Written problem:
Take each line that has the word "with" and return it.

Web page code records
▽
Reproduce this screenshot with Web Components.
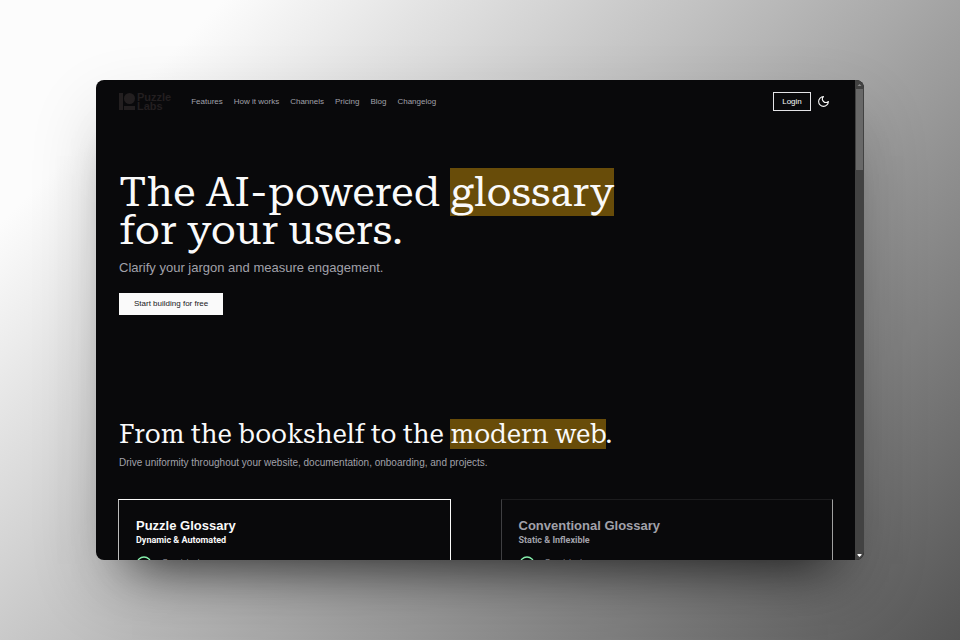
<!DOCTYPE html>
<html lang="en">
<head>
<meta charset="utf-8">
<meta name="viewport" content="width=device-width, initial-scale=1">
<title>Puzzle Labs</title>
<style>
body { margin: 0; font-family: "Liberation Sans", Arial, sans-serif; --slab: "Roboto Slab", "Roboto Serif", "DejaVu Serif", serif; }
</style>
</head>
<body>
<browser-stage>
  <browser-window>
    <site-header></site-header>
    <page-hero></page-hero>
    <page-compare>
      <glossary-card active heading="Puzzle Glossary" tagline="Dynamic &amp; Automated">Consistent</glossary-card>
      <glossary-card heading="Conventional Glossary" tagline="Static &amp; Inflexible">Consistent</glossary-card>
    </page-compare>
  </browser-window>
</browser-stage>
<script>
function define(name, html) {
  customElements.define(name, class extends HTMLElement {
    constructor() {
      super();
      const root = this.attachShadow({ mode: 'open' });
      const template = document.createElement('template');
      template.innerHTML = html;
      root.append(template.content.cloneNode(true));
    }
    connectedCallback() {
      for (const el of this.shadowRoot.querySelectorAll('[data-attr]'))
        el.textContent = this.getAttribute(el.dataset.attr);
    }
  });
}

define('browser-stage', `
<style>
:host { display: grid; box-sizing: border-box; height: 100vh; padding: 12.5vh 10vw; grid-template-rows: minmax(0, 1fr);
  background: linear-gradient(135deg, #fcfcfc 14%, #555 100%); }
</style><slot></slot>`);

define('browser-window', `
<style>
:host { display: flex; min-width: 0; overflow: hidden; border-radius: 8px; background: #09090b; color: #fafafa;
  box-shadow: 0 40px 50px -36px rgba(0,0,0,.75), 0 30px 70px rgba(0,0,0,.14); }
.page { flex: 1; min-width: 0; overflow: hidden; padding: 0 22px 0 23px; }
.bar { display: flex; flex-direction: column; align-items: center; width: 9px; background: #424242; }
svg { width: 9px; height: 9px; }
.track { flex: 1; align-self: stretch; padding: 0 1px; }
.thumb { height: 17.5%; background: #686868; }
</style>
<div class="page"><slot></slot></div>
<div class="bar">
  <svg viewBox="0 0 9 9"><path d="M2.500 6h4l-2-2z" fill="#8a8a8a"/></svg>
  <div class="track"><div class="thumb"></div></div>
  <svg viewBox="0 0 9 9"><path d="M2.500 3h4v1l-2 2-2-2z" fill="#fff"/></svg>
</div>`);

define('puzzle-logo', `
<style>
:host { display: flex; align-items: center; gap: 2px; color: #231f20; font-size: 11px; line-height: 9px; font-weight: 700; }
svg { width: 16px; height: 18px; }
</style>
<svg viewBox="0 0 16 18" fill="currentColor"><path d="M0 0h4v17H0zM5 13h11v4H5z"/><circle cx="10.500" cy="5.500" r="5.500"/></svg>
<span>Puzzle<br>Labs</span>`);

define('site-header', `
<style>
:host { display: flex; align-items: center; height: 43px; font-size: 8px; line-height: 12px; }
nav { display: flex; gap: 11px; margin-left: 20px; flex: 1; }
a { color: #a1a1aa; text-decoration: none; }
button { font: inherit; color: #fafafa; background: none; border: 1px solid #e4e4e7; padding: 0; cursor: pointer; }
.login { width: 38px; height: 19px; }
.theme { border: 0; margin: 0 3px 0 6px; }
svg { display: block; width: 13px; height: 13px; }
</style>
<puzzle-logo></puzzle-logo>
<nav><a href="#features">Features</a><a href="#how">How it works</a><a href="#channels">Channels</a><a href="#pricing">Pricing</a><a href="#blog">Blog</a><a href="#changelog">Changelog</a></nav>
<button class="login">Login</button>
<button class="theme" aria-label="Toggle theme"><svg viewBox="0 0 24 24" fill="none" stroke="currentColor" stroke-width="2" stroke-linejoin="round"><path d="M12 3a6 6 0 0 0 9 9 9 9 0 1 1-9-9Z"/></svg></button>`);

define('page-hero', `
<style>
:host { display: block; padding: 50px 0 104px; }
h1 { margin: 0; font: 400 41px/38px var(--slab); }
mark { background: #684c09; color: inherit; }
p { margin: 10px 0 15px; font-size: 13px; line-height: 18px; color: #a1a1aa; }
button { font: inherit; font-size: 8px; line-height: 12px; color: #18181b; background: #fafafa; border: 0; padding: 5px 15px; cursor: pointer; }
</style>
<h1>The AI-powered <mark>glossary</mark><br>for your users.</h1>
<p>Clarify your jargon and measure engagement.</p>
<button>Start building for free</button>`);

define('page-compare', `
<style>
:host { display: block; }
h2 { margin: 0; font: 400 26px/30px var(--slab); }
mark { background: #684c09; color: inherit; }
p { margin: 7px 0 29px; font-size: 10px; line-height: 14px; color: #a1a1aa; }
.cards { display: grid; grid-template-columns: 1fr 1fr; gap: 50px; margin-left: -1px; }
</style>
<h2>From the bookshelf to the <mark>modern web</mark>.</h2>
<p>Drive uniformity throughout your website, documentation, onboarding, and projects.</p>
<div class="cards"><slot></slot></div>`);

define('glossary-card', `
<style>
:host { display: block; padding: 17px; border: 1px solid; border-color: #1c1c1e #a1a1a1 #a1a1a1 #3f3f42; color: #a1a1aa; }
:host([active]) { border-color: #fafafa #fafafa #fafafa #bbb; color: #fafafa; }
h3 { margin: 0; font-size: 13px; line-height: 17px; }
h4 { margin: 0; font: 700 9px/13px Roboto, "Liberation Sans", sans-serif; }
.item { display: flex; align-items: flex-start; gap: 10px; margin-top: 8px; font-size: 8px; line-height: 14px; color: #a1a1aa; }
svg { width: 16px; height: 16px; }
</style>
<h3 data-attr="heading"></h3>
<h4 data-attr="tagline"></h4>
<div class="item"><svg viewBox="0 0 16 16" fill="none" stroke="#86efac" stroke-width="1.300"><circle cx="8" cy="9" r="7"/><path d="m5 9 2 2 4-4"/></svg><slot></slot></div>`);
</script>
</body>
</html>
△
▽
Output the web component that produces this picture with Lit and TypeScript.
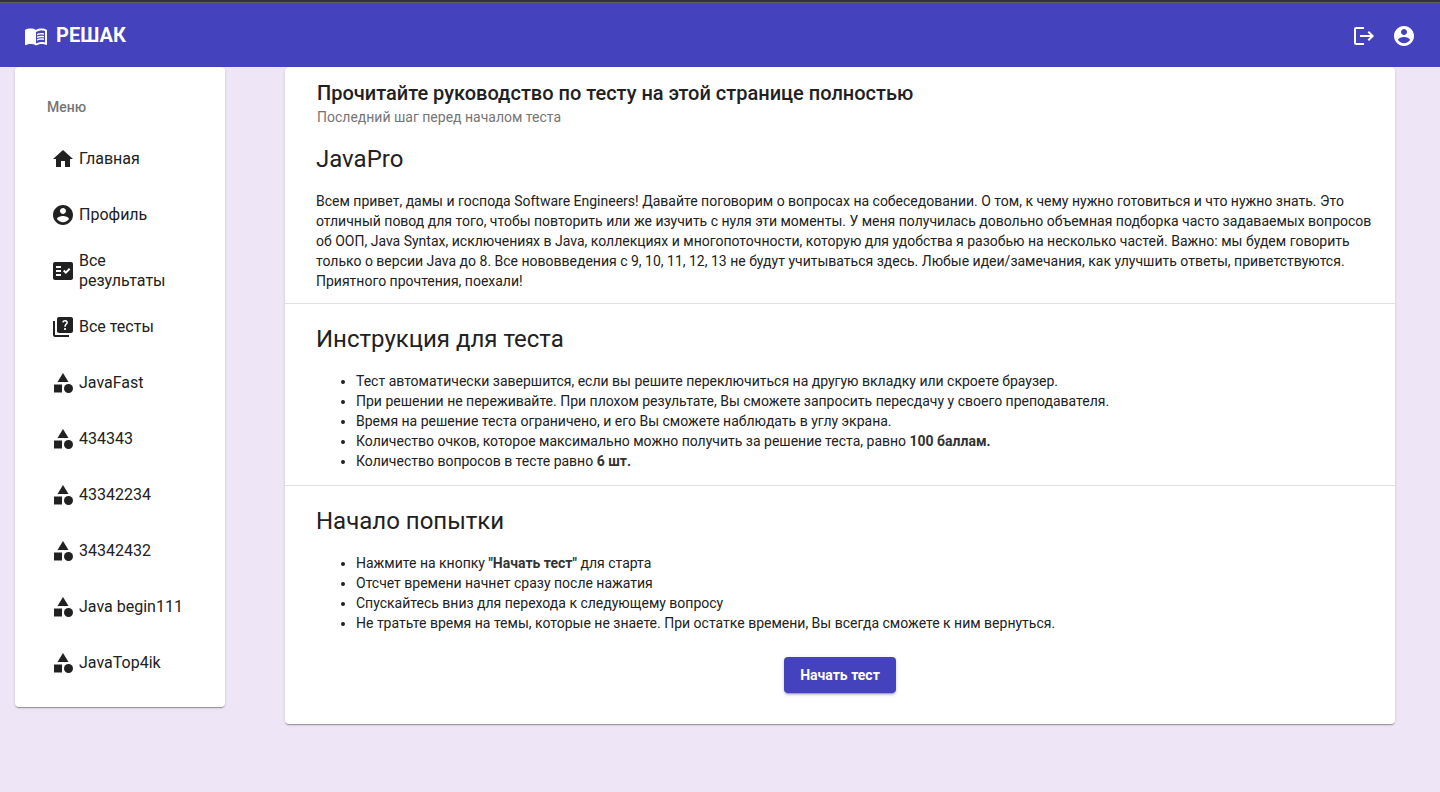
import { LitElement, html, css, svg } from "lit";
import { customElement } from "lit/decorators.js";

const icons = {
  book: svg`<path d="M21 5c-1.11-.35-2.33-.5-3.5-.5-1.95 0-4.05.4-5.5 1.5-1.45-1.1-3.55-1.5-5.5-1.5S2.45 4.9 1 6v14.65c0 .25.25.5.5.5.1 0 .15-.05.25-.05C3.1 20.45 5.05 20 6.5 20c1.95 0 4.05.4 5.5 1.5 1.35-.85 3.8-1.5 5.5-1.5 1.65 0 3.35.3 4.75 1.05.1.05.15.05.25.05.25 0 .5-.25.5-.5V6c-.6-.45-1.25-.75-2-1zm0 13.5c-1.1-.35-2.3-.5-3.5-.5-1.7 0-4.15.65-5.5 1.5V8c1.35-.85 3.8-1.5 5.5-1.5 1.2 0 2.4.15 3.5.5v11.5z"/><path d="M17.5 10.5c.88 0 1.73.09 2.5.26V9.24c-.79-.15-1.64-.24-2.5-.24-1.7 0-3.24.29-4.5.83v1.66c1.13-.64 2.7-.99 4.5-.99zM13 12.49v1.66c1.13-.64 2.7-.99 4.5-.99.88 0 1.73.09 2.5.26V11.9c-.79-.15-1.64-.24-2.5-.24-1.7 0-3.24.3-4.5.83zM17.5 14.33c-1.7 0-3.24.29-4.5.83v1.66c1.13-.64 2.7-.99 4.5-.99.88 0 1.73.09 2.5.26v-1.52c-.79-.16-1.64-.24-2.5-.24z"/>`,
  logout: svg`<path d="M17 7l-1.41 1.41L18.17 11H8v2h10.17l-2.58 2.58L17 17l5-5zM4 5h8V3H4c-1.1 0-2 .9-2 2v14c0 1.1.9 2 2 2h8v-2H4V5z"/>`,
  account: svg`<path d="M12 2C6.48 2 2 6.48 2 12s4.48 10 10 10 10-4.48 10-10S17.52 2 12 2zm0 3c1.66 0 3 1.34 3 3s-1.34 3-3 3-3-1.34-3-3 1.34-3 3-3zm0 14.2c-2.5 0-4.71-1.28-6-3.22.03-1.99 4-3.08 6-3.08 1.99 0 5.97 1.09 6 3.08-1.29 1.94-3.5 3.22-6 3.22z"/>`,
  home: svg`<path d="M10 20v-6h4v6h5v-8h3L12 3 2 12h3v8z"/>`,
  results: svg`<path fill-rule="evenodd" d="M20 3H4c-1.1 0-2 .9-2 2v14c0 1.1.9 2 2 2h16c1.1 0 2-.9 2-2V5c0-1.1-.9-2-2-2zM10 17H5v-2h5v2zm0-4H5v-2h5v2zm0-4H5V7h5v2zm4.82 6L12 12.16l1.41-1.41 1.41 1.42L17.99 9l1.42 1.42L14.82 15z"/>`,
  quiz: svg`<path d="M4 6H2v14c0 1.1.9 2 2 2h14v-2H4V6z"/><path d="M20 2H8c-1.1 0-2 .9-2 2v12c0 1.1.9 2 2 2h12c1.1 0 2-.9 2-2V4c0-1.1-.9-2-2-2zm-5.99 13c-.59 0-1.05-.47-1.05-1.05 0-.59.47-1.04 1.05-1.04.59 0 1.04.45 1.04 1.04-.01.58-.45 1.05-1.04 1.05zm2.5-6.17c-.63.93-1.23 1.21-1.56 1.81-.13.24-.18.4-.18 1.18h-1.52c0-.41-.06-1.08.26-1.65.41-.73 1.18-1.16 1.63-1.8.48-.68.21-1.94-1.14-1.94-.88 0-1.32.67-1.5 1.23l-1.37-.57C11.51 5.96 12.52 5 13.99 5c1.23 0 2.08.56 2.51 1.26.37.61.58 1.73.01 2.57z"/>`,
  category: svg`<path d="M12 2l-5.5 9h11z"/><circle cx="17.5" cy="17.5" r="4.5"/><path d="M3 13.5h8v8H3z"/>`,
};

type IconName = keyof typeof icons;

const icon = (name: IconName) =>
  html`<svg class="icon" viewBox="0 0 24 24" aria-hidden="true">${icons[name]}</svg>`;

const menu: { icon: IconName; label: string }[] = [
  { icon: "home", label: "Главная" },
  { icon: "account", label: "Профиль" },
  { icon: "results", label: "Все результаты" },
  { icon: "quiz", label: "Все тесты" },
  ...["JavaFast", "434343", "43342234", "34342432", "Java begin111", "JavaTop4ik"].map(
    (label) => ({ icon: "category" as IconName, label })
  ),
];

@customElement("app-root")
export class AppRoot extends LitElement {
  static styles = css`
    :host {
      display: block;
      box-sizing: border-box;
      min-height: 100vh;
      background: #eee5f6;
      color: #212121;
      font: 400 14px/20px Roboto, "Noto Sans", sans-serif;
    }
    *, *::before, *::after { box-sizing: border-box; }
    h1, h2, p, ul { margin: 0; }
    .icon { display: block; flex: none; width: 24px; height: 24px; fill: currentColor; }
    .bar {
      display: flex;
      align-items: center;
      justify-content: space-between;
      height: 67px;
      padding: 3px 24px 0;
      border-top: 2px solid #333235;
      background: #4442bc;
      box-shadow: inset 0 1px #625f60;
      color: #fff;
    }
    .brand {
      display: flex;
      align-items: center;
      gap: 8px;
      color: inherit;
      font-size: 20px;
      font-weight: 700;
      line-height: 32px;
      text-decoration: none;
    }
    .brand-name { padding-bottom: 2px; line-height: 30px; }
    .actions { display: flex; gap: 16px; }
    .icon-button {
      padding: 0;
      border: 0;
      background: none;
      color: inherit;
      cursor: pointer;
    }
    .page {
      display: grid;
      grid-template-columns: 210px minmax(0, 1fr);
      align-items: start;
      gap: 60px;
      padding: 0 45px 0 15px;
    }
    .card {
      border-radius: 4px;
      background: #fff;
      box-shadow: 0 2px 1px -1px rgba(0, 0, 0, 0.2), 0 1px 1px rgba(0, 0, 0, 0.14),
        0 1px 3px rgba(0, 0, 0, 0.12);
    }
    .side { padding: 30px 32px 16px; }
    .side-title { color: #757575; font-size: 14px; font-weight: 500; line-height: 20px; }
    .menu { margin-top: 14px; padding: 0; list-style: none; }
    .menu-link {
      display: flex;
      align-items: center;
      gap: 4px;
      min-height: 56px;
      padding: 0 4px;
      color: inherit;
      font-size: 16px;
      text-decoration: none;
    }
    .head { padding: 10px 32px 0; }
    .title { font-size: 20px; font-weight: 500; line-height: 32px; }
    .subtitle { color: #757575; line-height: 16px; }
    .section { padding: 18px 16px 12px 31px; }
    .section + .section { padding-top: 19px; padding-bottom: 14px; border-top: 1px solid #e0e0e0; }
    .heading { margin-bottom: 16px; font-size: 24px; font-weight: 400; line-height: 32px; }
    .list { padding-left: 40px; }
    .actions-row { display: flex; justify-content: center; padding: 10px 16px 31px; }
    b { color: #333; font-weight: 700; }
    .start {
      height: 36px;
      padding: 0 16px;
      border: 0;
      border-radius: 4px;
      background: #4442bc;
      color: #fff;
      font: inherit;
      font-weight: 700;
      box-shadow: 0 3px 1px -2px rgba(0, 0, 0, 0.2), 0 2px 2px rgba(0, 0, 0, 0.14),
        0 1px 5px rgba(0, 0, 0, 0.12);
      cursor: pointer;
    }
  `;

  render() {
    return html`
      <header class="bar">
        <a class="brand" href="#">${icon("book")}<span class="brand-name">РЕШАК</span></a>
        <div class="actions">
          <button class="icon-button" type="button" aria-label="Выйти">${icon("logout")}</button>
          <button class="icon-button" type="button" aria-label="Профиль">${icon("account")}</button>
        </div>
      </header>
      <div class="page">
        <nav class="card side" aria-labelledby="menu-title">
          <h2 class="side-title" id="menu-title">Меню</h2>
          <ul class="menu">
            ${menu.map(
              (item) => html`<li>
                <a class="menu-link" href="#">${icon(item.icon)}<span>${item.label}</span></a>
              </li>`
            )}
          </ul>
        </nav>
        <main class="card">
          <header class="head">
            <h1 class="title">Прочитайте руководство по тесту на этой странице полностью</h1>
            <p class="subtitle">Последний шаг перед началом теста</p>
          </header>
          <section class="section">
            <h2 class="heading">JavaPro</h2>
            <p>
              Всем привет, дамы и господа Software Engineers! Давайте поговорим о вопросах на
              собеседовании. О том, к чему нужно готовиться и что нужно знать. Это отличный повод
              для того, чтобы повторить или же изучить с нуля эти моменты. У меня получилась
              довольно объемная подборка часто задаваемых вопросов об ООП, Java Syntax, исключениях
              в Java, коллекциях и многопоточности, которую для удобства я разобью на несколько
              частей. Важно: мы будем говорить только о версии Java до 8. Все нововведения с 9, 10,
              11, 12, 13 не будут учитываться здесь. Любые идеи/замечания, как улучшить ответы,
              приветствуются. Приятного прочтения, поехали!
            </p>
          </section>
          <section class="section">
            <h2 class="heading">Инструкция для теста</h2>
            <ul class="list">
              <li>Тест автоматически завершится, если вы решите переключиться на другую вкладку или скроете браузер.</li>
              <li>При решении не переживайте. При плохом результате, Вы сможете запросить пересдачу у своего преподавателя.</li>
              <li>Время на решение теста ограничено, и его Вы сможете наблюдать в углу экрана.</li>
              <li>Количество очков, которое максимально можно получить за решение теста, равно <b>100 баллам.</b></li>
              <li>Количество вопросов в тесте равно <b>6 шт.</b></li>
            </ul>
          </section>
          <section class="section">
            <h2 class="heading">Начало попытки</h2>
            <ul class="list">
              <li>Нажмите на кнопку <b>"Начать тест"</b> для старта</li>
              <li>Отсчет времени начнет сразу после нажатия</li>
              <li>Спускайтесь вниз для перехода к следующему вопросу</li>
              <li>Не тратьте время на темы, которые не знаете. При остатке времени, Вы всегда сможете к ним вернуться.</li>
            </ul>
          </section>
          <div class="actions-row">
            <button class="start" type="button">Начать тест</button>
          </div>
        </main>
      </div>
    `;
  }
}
△
Output:
Reproduce this screenshot with Web Components.
Output the web component that produces this picture with Lit and TypeScript.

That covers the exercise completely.